> _Exercise task_: Scan the data below and report how many lines include the word "React". Nothing else is wanted.

> _Exercise inputs_:
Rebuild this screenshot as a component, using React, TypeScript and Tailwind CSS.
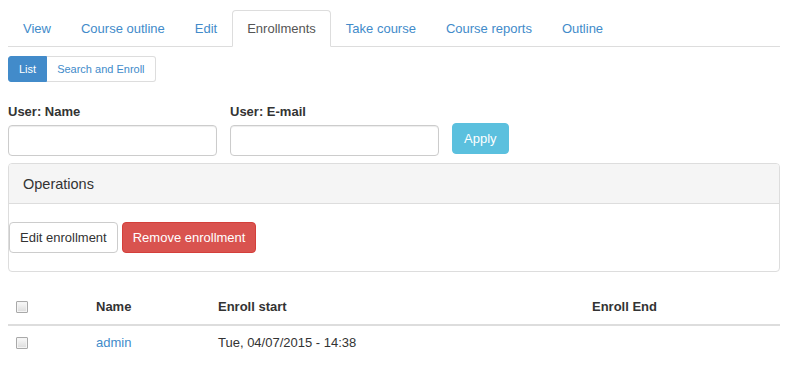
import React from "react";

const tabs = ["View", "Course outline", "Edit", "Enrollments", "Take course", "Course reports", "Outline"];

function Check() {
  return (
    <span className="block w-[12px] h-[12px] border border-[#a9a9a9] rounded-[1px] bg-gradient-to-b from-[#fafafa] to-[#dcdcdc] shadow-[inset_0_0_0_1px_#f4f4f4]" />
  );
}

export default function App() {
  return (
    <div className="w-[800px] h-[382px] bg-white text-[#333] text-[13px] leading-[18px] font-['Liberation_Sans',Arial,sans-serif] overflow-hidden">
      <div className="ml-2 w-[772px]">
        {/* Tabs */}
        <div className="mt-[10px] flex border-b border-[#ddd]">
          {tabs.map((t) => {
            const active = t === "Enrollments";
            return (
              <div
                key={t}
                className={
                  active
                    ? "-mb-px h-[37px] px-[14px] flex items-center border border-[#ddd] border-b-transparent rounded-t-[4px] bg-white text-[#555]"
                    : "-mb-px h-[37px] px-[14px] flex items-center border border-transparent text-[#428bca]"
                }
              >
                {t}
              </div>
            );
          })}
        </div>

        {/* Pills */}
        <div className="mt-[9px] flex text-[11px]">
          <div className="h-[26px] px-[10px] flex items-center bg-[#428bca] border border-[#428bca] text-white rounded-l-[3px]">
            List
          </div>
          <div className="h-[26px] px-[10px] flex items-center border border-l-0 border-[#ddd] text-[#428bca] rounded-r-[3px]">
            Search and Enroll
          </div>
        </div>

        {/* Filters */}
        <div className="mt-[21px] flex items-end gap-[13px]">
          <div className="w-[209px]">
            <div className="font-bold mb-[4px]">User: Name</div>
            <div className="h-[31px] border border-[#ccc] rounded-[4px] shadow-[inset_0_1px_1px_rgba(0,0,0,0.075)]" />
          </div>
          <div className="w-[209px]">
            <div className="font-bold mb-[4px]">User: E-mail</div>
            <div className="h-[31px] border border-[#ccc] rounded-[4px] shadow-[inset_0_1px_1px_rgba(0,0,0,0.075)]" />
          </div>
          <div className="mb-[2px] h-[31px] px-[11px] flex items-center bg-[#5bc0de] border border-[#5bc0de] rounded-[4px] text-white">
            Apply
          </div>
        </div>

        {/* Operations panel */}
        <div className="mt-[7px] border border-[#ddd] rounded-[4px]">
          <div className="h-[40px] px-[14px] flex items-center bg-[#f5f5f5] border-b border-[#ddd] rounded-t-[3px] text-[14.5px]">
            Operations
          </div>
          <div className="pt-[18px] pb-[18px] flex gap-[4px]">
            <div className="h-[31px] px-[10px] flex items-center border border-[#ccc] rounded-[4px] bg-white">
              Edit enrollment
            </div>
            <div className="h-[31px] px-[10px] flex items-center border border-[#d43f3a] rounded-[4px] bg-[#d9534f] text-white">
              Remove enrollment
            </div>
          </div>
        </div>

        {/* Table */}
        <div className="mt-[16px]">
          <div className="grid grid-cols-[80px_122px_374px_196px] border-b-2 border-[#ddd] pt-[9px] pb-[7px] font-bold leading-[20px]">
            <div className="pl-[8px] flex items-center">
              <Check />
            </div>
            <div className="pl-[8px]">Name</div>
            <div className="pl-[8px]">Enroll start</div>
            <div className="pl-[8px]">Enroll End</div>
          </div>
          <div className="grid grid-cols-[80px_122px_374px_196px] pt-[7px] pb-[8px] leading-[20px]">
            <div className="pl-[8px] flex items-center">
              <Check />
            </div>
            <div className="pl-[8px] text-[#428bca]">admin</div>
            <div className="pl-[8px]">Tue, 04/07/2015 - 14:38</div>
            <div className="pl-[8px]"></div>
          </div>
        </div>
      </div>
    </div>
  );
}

* * *

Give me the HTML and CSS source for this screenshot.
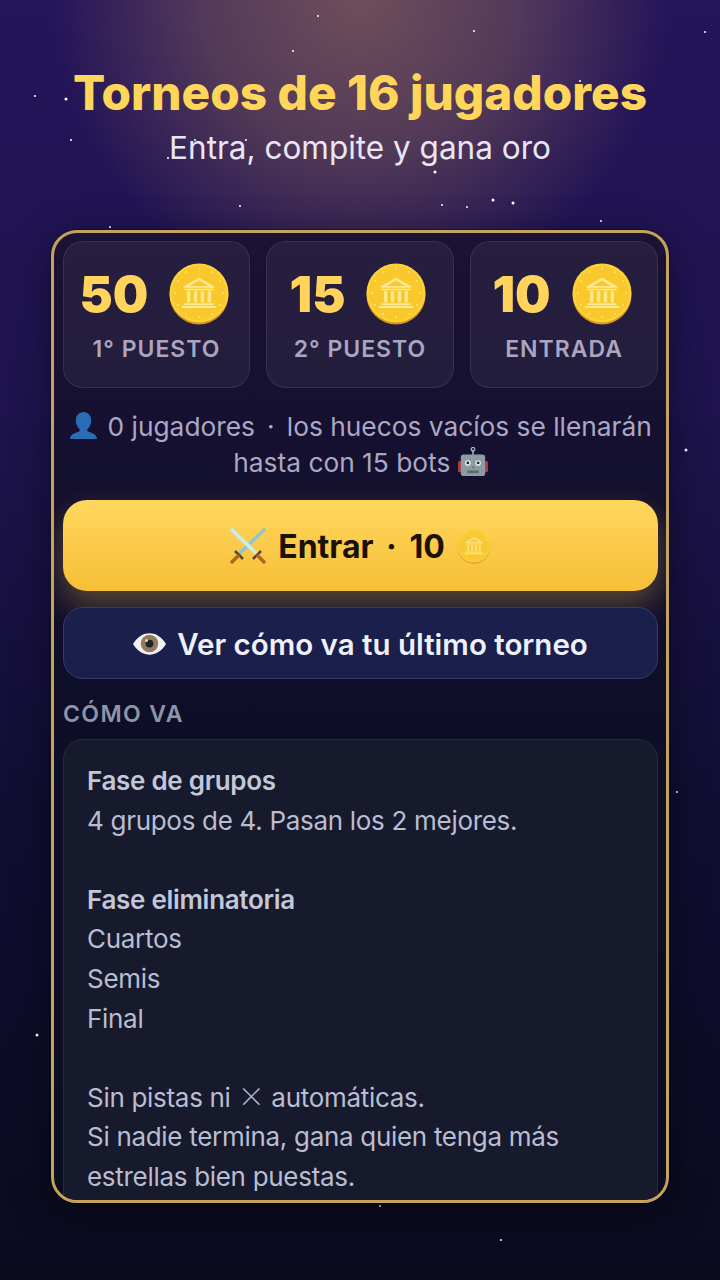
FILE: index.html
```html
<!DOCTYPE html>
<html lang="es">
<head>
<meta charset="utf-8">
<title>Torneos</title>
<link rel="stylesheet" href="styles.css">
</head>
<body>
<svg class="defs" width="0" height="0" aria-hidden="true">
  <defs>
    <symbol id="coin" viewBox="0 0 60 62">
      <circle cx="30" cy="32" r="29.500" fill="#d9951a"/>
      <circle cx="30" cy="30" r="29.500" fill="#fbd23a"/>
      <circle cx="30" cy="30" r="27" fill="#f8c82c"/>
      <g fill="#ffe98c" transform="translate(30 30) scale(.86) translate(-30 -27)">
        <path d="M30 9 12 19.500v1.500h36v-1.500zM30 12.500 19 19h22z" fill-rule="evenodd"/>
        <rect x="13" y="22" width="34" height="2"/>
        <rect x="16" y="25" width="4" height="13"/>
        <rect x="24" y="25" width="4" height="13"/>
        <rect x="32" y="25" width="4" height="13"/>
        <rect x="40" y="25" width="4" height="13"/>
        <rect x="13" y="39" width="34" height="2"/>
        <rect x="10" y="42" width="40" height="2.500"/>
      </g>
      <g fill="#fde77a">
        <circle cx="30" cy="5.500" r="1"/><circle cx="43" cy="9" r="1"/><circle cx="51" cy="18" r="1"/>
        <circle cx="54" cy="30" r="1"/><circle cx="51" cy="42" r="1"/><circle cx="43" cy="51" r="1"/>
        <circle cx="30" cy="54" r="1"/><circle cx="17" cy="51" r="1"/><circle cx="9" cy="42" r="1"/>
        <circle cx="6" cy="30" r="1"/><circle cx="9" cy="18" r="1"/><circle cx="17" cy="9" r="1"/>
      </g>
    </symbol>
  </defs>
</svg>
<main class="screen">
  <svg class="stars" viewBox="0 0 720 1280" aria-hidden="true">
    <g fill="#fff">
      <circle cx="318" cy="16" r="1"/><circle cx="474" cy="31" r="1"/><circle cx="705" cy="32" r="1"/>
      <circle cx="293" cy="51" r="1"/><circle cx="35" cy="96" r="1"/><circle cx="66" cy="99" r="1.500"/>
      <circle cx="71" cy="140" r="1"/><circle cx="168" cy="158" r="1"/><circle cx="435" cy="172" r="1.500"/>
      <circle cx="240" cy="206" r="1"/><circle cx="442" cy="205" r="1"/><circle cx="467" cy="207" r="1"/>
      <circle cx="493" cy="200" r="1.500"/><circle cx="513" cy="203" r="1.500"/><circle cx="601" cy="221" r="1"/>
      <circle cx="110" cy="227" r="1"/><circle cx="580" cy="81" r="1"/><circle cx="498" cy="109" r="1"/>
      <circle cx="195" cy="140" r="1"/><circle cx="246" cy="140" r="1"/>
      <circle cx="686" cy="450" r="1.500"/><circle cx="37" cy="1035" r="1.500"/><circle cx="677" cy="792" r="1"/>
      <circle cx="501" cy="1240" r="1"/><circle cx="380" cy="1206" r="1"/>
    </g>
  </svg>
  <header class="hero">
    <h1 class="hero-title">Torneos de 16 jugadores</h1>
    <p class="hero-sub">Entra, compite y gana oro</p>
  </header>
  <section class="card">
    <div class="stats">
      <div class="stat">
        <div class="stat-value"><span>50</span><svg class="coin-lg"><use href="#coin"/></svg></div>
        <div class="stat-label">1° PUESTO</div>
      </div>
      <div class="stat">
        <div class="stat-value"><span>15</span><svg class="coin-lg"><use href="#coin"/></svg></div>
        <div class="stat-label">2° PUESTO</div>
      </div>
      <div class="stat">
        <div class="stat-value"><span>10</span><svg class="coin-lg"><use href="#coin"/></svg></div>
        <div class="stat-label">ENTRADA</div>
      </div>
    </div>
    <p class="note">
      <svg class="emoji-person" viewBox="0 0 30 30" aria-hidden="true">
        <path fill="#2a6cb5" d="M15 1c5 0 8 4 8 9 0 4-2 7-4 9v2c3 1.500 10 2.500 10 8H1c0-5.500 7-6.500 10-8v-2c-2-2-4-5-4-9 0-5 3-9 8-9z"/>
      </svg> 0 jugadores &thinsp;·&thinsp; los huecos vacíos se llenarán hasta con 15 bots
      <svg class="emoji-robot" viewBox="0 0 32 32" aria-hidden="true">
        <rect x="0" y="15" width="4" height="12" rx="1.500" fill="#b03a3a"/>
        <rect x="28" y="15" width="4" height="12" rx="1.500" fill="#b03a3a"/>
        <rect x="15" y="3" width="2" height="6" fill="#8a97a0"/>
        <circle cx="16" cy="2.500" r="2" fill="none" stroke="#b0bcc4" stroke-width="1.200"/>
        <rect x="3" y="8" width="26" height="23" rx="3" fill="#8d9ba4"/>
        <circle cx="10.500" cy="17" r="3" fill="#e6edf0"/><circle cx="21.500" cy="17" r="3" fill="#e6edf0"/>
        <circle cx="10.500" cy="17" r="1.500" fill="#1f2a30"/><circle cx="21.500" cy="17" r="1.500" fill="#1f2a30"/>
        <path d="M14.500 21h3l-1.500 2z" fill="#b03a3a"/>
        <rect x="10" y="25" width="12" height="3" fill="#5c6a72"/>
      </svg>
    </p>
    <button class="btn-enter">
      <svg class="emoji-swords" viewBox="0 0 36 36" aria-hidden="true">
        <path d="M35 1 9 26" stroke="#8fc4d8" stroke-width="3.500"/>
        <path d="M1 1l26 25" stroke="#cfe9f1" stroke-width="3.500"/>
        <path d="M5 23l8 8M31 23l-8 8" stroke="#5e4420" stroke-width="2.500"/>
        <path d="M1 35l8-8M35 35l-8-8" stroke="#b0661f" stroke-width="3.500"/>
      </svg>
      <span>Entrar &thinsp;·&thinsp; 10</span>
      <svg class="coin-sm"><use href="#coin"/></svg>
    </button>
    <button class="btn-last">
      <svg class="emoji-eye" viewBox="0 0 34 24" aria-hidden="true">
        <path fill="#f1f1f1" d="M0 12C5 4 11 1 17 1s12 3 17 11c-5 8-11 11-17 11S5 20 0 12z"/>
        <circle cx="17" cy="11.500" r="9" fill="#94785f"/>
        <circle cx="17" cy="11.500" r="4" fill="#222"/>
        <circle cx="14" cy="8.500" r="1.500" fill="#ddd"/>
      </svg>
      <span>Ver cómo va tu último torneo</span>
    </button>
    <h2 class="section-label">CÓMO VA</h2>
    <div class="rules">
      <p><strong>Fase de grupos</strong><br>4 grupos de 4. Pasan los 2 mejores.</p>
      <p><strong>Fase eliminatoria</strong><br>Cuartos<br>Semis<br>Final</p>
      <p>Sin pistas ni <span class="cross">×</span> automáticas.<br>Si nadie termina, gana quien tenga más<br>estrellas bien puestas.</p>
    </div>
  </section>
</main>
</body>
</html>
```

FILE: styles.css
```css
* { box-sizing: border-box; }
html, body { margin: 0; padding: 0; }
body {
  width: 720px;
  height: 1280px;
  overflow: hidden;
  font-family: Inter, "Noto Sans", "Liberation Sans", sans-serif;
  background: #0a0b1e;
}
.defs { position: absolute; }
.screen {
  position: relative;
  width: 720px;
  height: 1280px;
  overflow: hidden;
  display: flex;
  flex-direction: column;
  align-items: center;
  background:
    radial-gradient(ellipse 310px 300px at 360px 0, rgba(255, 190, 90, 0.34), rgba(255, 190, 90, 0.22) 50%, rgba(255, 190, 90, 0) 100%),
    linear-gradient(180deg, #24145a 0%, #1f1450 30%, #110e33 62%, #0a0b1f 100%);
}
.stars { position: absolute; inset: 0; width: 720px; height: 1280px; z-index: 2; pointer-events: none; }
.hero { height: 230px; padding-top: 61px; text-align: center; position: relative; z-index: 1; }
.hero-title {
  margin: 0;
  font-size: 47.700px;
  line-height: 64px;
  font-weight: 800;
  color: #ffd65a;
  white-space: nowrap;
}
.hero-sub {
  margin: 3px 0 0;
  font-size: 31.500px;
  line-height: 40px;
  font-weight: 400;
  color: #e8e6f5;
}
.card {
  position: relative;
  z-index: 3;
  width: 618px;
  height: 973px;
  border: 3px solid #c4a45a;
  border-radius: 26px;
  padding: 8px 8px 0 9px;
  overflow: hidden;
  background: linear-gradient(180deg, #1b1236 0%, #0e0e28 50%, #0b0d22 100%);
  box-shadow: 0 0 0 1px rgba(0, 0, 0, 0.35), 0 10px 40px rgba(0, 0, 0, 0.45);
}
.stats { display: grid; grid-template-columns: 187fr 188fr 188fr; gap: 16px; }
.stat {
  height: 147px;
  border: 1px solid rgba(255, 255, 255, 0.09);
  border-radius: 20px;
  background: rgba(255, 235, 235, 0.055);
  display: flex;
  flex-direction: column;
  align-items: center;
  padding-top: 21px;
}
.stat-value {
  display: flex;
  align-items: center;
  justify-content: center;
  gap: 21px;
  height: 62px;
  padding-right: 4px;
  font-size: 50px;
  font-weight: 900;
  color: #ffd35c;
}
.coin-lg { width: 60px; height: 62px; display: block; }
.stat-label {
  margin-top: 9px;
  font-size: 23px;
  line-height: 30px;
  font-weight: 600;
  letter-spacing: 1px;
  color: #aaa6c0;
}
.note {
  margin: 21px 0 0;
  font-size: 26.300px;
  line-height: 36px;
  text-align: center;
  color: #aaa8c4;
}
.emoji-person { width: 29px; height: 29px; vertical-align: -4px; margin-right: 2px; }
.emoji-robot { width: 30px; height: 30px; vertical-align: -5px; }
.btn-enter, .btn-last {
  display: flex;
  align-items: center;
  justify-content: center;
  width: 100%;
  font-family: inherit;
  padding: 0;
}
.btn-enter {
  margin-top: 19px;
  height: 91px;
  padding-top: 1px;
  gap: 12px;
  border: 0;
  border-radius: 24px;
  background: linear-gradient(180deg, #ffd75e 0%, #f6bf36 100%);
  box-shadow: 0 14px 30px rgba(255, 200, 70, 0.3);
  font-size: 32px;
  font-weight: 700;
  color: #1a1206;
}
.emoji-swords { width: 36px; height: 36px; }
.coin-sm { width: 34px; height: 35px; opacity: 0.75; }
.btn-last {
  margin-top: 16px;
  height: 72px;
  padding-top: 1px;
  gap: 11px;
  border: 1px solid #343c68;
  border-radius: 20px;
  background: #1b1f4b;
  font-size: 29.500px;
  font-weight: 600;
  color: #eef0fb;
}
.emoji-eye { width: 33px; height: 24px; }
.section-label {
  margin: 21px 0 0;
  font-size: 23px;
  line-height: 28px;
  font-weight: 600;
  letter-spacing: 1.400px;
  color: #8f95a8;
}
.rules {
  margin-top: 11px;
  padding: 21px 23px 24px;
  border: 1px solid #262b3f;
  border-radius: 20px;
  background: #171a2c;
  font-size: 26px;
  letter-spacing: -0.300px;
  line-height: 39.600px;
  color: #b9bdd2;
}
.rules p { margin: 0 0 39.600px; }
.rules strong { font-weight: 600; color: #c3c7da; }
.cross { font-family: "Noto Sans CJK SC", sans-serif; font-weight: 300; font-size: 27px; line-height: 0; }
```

> _Task output_: 2